To close, what advice would you give translators keen to learn more about customisable NMT and how to make it work for them?
T.N.: I’d really just advise them to try it out and use it a lot, because gaining practical experience is pretty much the only way to learn about it. It’s just not possible to understand how it works. Rather, you should get a feel for how it affects different kinds of texts and see what the output is like after fine-tuning. If you’re feeling adventurous, you can change the fine-tuning parameters as well, though you would need to read up on things like training epochs, the learning rate, etc. You can test those parameters, but the problem is that there’s no logic to it, you just basically keep changing things until you no longer get the results you want. The OPUS-CAT default values are very conservative so they should work as intended, but that also means they might be too conservative for your particular use case. If you want to try things out, you can read the Marian NMT command line parameter descriptions and then change those parameters, but it’s going to take some time and, if you’re starting from zero it’s not going to be easy.

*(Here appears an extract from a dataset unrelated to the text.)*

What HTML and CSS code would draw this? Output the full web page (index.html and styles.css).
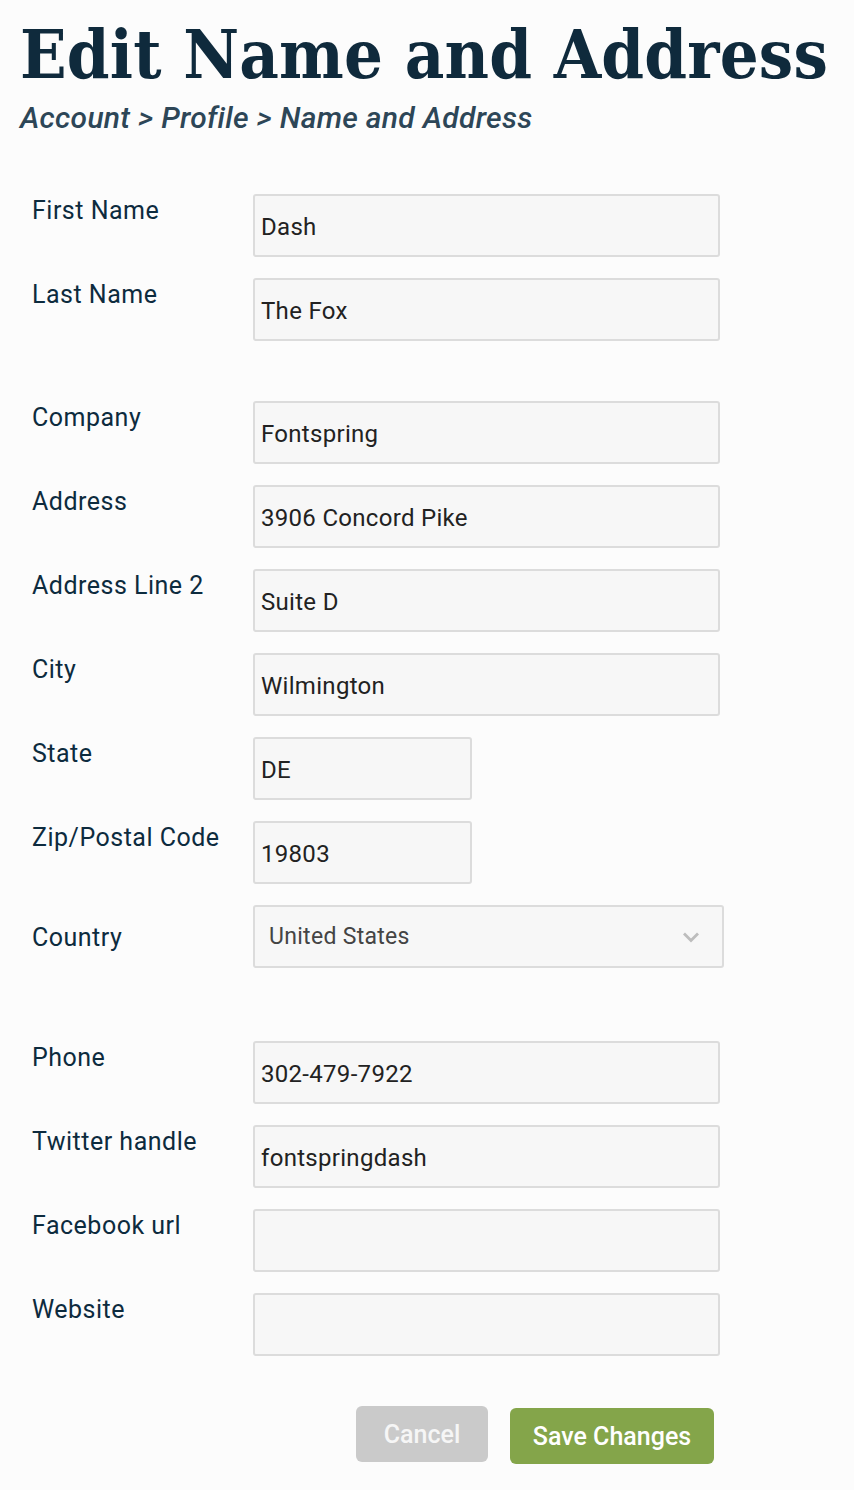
FILE: index.html
```html
<!DOCTYPE html>
<html>
<head>
<meta charset="utf-8">
<link rel="stylesheet" href="styles.css">
</head>
<body>
<div class="page">
  <h1 class="title">Edit Name and Address</h1>
  <div class="crumbs">Account &gt; Profile &gt; Name and Address</div>
  <form class="form">
    <div class="group">
      <div class="row"><label class="label">First Name</label><div class="field">Dash</div></div>
      <div class="row"><label class="label">Last Name</label><div class="field">The Fox</div></div>
    </div>
    <div class="group">
      <div class="row"><label class="label">Company</label><div class="field">Fontspring</div></div>
      <div class="row"><label class="label">Address</label><div class="field">3906 Concord Pike</div></div>
      <div class="row"><label class="label">Address Line 2</label><div class="field">Suite D</div></div>
      <div class="row"><label class="label">City</label><div class="field">Wilmington</div></div>
      <div class="row"><label class="label">State</label><div class="field short">DE</div></div>
      <div class="row"><label class="label">Zip/Postal Code</label><div class="field short">19803</div></div>
      <div class="row center"><label class="label">Country</label>
        <div class="field select">United States
          <svg class="chev" width="18" height="12" viewBox="0 0 18 12"><path d="M2 2.5 L9 9.5 L16 2.5" fill="none" stroke="#bdbdbd" stroke-width="2.8"/></svg>
        </div>
      </div>
    </div>
    <div class="group">
      <div class="row"><label class="label">Phone</label><div class="field">302-479-7922</div></div>
      <div class="row"><label class="label">Twitter handle</label><div class="field">fontspringdash</div></div>
      <div class="row"><label class="label">Facebook url</label><div class="field"></div></div>
      <div class="row"><label class="label">Website</label><div class="field"></div></div>
    </div>
    <div class="actions">
      <button type="button" class="btn cancel">Cancel</button>
      <button type="button" class="btn save">Save Changes</button>
    </div>
  </form>
</div>
</body>
</html>
```
FILE: styles.css
```css
html, body { margin: 0; padding: 0; background: #fcfcfc; }
.page { padding: 0 0 0 20px; font-family: Roboto, "Liberation Sans", sans-serif; }
.title {
  margin: 0;
  padding-top: 14px;
  font-family: "DejaVu Serif", serif;
  font-stretch: condensed;
  font-weight: bold;
  font-size: 68px;
  line-height: 80px;
  color: #0f2a3c;
  letter-spacing: 0.2px;
}
.crumbs {
  margin-top: 6px;
  font-family: Roboto, sans-serif;
  font-style: italic;
  font-weight: 500;
  font-size: 30px;
  color: #2d4657;
  letter-spacing: 0.3px;
}
.form { margin-top: 59px; padding-left: 12px; }
.group { display: flex; flex-direction: column; gap: 21px; margin-bottom: 60px; }
.group:nth-child(2) { margin-bottom: 73px; }
.row { display: grid; grid-template-columns: 221px auto; align-items: start; }
.row.center { align-items: center; }
.label { font-size: 25px; color: #0d2b3e; padding-top: 2px; letter-spacing: 0.5px; }
.field {
  box-sizing: border-box;
  width: 467px; height: 63px;
  background: #f7f7f7;
  border: 2px solid #dcdcdc;
  border-radius: 3px;
  padding: 17px 0 0 6px;
  font-size: 24px;
  letter-spacing: 0.3px;
  color: #222;
}
.field.short { width: 219px; }
.field.select {
  width: 471px;
  display: flex; align-items: center; justify-content: space-between;
  padding: 0 22px 0 14px; color: #444; font-size: 23px;
}
.actions { display: flex; gap: 22px; margin-left: 324px; margin-top: -10px; align-items: flex-start; }
.btn {
  font-family: Roboto, sans-serif; font-size: 25px; font-weight: 500;
  border: none; border-radius: 6px; color: #fff;
}
.cancel { width: 132px; height: 56px; background: #cacaca; color: #f6f6f6; }
.save { width: 204px; height: 56px; background: #84a54a; margin-top: 2px; }
```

It’s a bit of a problem that the technology is still so unapproachable. It’s a mystery to everyone, including the researchers.
It’s a bit of a problem that the technology is still so unapproachable. It’s a mystery to everyone, including the researchers, and it’s really just a question of trial and error. Personally, I’ve seen that it works, but how often does it work and does it work universally? Those are the key questions.
In terms of more general advice, I would really like to see a shift towards greater technical sophistication among translators. I think people should strive to increase their technical skills in this field and then try to change the field to suit translators.